What is asked:
Each line of the material must be repeated precisely, with the pictures left out.
▼
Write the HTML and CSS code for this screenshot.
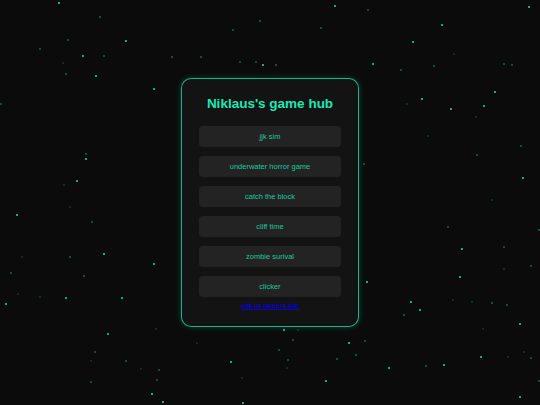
FILE: index.html
```html
<!DOCTYPE html>
<html>
<head>
<meta charset="utf-8">
<link rel="stylesheet" href="styles.css">
</head>
<body>
<svg class="stars" width="540" height="405" viewBox="0 0 540 405">
<g class="b">
<circle cx="59" cy="3" r="1.1"/><circle cx="126" cy="41" r="1.1"/><circle cx="83" cy="56" r="1.1"/><circle cx="96" cy="76" r="1.1"/><circle cx="154" cy="89" r="1.1"/>
<circle cx="335" cy="6" r="1.1"/><circle cx="263" cy="65" r="1.1"/>
<circle cx="529" cy="7" r="1.1"/><circle cx="442" cy="25" r="1.1"/><circle cx="413" cy="42" r="1.1"/><circle cx="373" cy="64" r="1.1"/><circle cx="495" cy="92" r="1.1"/><circle cx="422" cy="99" r="1.1"/><circle cx="451" cy="109" r="1.1"/><circle cx="484" cy="106" r="1.1"/>
<circle cx="86" cy="159" r="1.1"/><circle cx="77" cy="181" r="1.1"/><circle cx="17" cy="215" r="1.1"/><circle cx="104" cy="254" r="1.1"/><circle cx="154" cy="264" r="1.1"/>
<circle cx="523" cy="178" r="1.1"/><circle cx="462" cy="249" r="1.1"/>
<circle cx="367" cy="282" r="1.1"/><circle cx="460" cy="277" r="1.1"/><circle cx="411" cy="302" r="1.1"/><circle cx="420" cy="310" r="1.1"/><circle cx="520" cy="324" r="1.1"/><circle cx="481" cy="357" r="1.1"/><circle cx="389" cy="368" r="1.1"/><circle cx="444" cy="365" r="1.1"/><circle cx="520" cy="397" r="1.1"/>
<circle cx="6" cy="304" r="1.1"/><circle cx="66" cy="298" r="1.1"/><circle cx="122" cy="298" r="1.1"/><circle cx="108" cy="334" r="1.1"/><circle cx="152" cy="394" r="1.1"/><circle cx="163" cy="402" r="1.1"/>
<circle cx="284" cy="330" r="1.1"/><circle cx="231" cy="362" r="1.1"/><circle cx="349" cy="343" r="1.1"/><circle cx="326" cy="381" r="1.1"/><circle cx="243" cy="403" r="1.1"/>
</g>
<g class="s">
<circle cx="100" cy="17" r=".8"/><circle cx="68" cy="40" r=".8"/><circle cx="40" cy="49" r=".8"/><circle cx="104" cy="56" r=".8"/><circle cx="172" cy="57" r=".8"/><circle cx="66" cy="74" r=".8"/><circle cx="1" cy="104" r=".8"/>
<circle cx="260" cy="21" r=".8"/><circle cx="233" cy="30" r=".8"/><circle cx="321" cy="28" r=".8"/><circle cx="201" cy="57" r=".8"/><circle cx="240" cy="62" r=".8"/><circle cx="256" cy="62" r=".8"/><circle cx="276" cy="65" r=".8"/>
<circle cx="368" cy="10" r=".8"/><circle cx="401" cy="70" r=".8"/><circle cx="434" cy="66" r=".8"/><circle cx="504" cy="64" r=".8"/><circle cx="512" cy="65" r=".8"/>
<circle cx="86" cy="154" r=".8"/><circle cx="92" cy="222" r=".8"/><circle cx="70" cy="257" r=".8"/>
<circle cx="521" cy="146" r=".8"/><circle cx="477" cy="155" r=".8"/><circle cx="364" cy="164" r=".8"/><circle cx="448" cy="227" r=".8"/><circle cx="504" cy="247" r=".8"/><circle cx="539" cy="230" r=".8"/><circle cx="531" cy="266" r=".8"/>
<circle cx="404" cy="315" r=".8"/><circle cx="492" cy="303" r=".8"/><circle cx="507" cy="305" r=".8"/><circle cx="365" cy="341" r=".8"/><circle cx="531" cy="358" r=".8"/><circle cx="426" cy="366" r=".8"/><circle cx="539" cy="381" r=".8"/>
<circle cx="11" cy="273" r=".8"/><circle cx="84" cy="276" r=".8"/><circle cx="95" cy="352" r=".8"/><circle cx="126" cy="361" r=".8"/><circle cx="159" cy="370" r=".8"/><circle cx="157" cy="380" r=".8"/><circle cx="91" cy="382" r=".8"/>
<circle cx="293" cy="340" r=".8"/><circle cx="279" cy="350" r=".8"/><circle cx="288" cy="360" r=".8"/><circle cx="337" cy="359" r=".8"/><circle cx="356" cy="355" r=".8"/>
</g>
<g class="d">
<circle cx="63" cy="63" r=".7"/><circle cx="454" cy="54" r=".7"/><circle cx="407" cy="104" r=".7"/><circle cx="476" cy="117" r=".7"/>
<circle cx="64" cy="185" r=".7"/><circle cx="70" cy="207" r=".7"/><circle cx="22" cy="257" r=".7"/>
<circle cx="428" cy="136" r=".7"/><circle cx="492" cy="200" r=".7"/><circle cx="504" cy="269" r=".7"/>
<circle cx="453" cy="300" r=".7"/><circle cx="472" cy="302" r=".7"/><circle cx="483" cy="329" r=".7"/><circle cx="524" cy="352" r=".7"/><circle cx="508" cy="357" r=".7"/>
<circle cx="18" cy="294" r=".7"/><circle cx="40" cy="297" r=".7"/><circle cx="156" cy="329" r=".7"/><circle cx="91" cy="361" r=".7"/><circle cx="141" cy="369" r=".7"/>
<circle cx="298" cy="330" r=".7"/><circle cx="197" cy="343" r=".7"/><circle cx="287" cy="368" r=".7"/><circle cx="242" cy="378" r=".7"/>
</g>
</svg>
<main class="hub">
  <h1 class="title">Niklaus's game hub</h1>
  <div class="games">
    <button class="game">jjk sim</button>
    <button class="game">underwater horror game</button>
    <button class="game">catch the block</button>
    <button class="game">cliff time</button>
    <button class="game">zombie surival</button>
    <button class="game">clicker</button>
  </div>
  <a class="owner" href="#">visit us owner's site</a>
</main>
</body>
</html>
```

FILE: styles.css
```css
html, body {
  margin: 0;
  padding: 0;
  height: 100%;
}
body {
  background: #0b0b0b;
  font-family: "Liberation Sans", Arial, sans-serif;
  display: flex;
  align-items: center;
  justify-content: center;
  overflow: hidden;
  position: relative;
}
.stars {
  position: absolute;
  left: 0;
  top: 0;
  fill: #2be3b6;
}
.stars .b { opacity: 0.9; }
.stars .s { opacity: 0.7; }
.stars .d { opacity: 0.45; }
.hub {
  position: relative;
  width: 142px;
  padding: 16px 17px 16px;
  background: rgba(20, 20, 20, 0.95);
  border: 1px solid rgba(29, 233, 182, 0.75);
  border-radius: 10px;
  box-shadow: 0 0 6px rgba(29, 233, 182, 0.25);
  display: flex;
  flex-direction: column;
  align-items: center;
}
.title {
  margin: 0 0 14px;
  font-size: 13.5px;
  line-height: 17px;
  font-weight: bold;
  color: #1de9b6;
  white-space: nowrap;
}
.games {
  display: flex;
  flex-direction: column;
  gap: 9px;
  width: 100%;
}
.game {
  height: 21px;
  width: 100%;
  border: none;
  border-radius: 4px;
  background: #232323;
  color: #1dc99e;
  font-family: "Liberation Sans", Arial, sans-serif;
  font-size: 7.5px;
  padding: 0;
}
.owner {
  margin-top: 5px;
  font-size: 6.75px;
  line-height: 8px;
  color: #0000ee;
}
```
▲
Solution:
Write the HTML and CSS code for this screenshot.
FILE: index.html
```html
<!DOCTYPE html>
<html>
<head>
<meta charset="utf-8">
<link rel="stylesheet" href="styles.css">
</head>
<body>
<svg class="stars" width="540" height="405" viewBox="0 0 540 405">
<g class="b">
<circle cx="59" cy="3" r="1.1"/><circle cx="126" cy="41" r="1.1"/><circle cx="83" cy="56" r="1.1"/><circle cx="96" cy="76" r="1.1"/><circle cx="154" cy="89" r="1.1"/>
<circle cx="335" cy="6" r="1.1"/><circle cx="263" cy="65" r="1.1"/>
<circle cx="529" cy="7" r="1.1"/><circle cx="442" cy="25" r="1.1"/><circle cx="413" cy="42" r="1.1"/><circle cx="373" cy="64" r="1.1"/><circle cx="495" cy="92" r="1.1"/><circle cx="422" cy="99" r="1.1"/><circle cx="451" cy="109" r="1.1"/><circle cx="484" cy="106" r="1.1"/>
<circle cx="86" cy="159" r="1.1"/><circle cx="77" cy="181" r="1.1"/><circle cx="17" cy="215" r="1.1"/><circle cx="104" cy="254" r="1.1"/><circle cx="154" cy="264" r="1.1"/>
<circle cx="523" cy="178" r="1.1"/><circle cx="462" cy="249" r="1.1"/>
<circle cx="367" cy="282" r="1.1"/><circle cx="460" cy="277" r="1.1"/><circle cx="411" cy="302" r="1.1"/><circle cx="420" cy="310" r="1.1"/><circle cx="520" cy="324" r="1.1"/><circle cx="481" cy="357" r="1.1"/><circle cx="389" cy="368" r="1.1"/><circle cx="444" cy="365" r="1.1"/><circle cx="520" cy="397" r="1.1"/>
<circle cx="6" cy="304" r="1.1"/><circle cx="66" cy="298" r="1.1"/><circle cx="122" cy="298" r="1.1"/><circle cx="108" cy="334" r="1.1"/><circle cx="152" cy="394" r="1.1"/><circle cx="163" cy="402" r="1.1"/>
<circle cx="284" cy="330" r="1.1"/><circle cx="231" cy="362" r="1.1"/><circle cx="349" cy="343" r="1.1"/><circle cx="326" cy="381" r="1.1"/><circle cx="243" cy="403" r="1.1"/>
</g>
<g class="s">
<circle cx="100" cy="17" r=".8"/><circle cx="68" cy="40" r=".8"/><circle cx="40" cy="49" r=".8"/><circle cx="104" cy="56" r=".8"/><circle cx="172" cy="57" r=".8"/><circle cx="66" cy="74" r=".8"/><circle cx="1" cy="104" r=".8"/>
<circle cx="260" cy="21" r=".8"/><circle cx="233" cy="30" r=".8"/><circle cx="321" cy="28" r=".8"/><circle cx="201" cy="57" r=".8"/><circle cx="240" cy="62" r=".8"/><circle cx="256" cy="62" r=".8"/><circle cx="276" cy="65" r=".8"/>
<circle cx="368" cy="10" r=".8"/><circle cx="401" cy="70" r=".8"/><circle cx="434" cy="66" r=".8"/><circle cx="504" cy="64" r=".8"/><circle cx="512" cy="65" r=".8"/>
<circle cx="86" cy="154" r=".8"/><circle cx="92" cy="222" r=".8"/><circle cx="70" cy="257" r=".8"/>
<circle cx="521" cy="146" r=".8"/><circle cx="477" cy="155" r=".8"/><circle cx="364" cy="164" r=".8"/><circle cx="448" cy="227" r=".8"/><circle cx="504" cy="247" r=".8"/><circle cx="539" cy="230" r=".8"/><circle cx="531" cy="266" r=".8"/>
<circle cx="404" cy="315" r=".8"/><circle cx="492" cy="303" r=".8"/><circle cx="507" cy="305" r=".8"/><circle cx="365" cy="341" r=".8"/><circle cx="531" cy="358" r=".8"/><circle cx="426" cy="366" r=".8"/><circle cx="539" cy="381" r=".8"/>
<circle cx="11" cy="273" r=".8"/><circle cx="84" cy="276" r=".8"/><circle cx="95" cy="352" r=".8"/><circle cx="126" cy="361" r=".8"/><circle cx="159" cy="370" r=".8"/><circle cx="157" cy="380" r=".8"/><circle cx="91" cy="382" r=".8"/>
<circle cx="293" cy="340" r=".8"/><circle cx="279" cy="350" r=".8"/><circle cx="288" cy="360" r=".8"/><circle cx="337" cy="359" r=".8"/><circle cx="356" cy="355" r=".8"/>
</g>
<g class="d">
<circle cx="63" cy="63" r=".7"/><circle cx="454" cy="54" r=".7"/><circle cx="407" cy="104" r=".7"/><circle cx="476" cy="117" r=".7"/>
<circle cx="64" cy="185" r=".7"/><circle cx="70" cy="207" r=".7"/><circle cx="22" cy="257" r=".7"/>
<circle cx="428" cy="136" r=".7"/><circle cx="492" cy="200" r=".7"/><circle cx="504" cy="269" r=".7"/>
<circle cx="453" cy="300" r=".7"/><circle cx="472" cy="302" r=".7"/><circle cx="483" cy="329" r=".7"/><circle cx="524" cy="352" r=".7"/><circle cx="508" cy="357" r=".7"/>
<circle cx="18" cy="294" r=".7"/><circle cx="40" cy="297" r=".7"/><circle cx="156" cy="329" r=".7"/><circle cx="91" cy="361" r=".7"/><circle cx="141" cy="369" r=".7"/>
<circle cx="298" cy="330" r=".7"/><circle cx="197" cy="343" r=".7"/><circle cx="287" cy="368" r=".7"/><circle cx="242" cy="378" r=".7"/>
</g>
</svg>
<main class="hub">
  <h1 class="title">Niklaus's game hub</h1>
  <div class="games">
    <button class="game">jjk sim</button>
    <button class="game">underwater horror game</button>
    <button class="game">catch the block</button>
    <button class="game">cliff time</button>
    <button class="game">zombie surival</button>
    <button class="game">clicker</button>
  </div>
  <a class="owner" href="#">visit us owner's site</a>
</main>
</body>
</html>
```

FILE: styles.css
```css
html, body {
  margin: 0;
  padding: 0;
  height: 100%;
}
body {
  background: #0b0b0b;
  font-family: "Liberation Sans", Arial, sans-serif;
  display: flex;
  align-items: center;
  justify-content: center;
  overflow: hidden;
  position: relative;
}
.stars {
  position: absolute;
  left: 0;
  top: 0;
  fill: #2be3b6;
}
.stars .b { opacity: 0.9; }
.stars .s { opacity: 0.7; }
.stars .d { opacity: 0.45; }
.hub {
  position: relative;
  width: 142px;
  padding: 16px 17px 16px;
  background: rgba(20, 20, 20, 0.95);
  border: 1px solid rgba(29, 233, 182, 0.75);
  border-radius: 10px;
  box-shadow: 0 0 6px rgba(29, 233, 182, 0.25);
  display: flex;
  flex-direction: column;
  align-items: center;
}
.title {
  margin: 0 0 14px;
  font-size: 13.5px;
  line-height: 17px;
  font-weight: bold;
  color: #1de9b6;
  white-space: nowrap;
}
.games {
  display: flex;
  flex-direction: column;
  gap: 9px;
  width: 100%;
}
.game {
  height: 21px;
  width: 100%;
  border: none;
  border-radius: 4px;
  background: #232323;
  color: #1dc99e;
  font-family: "Liberation Sans", Arial, sans-serif;
  font-size: 7.5px;
  padding: 0;
}
.owner {
  margin-top: 5px;
  font-size: 6.75px;
  line-height: 8px;
  color: #0000ee;
}
```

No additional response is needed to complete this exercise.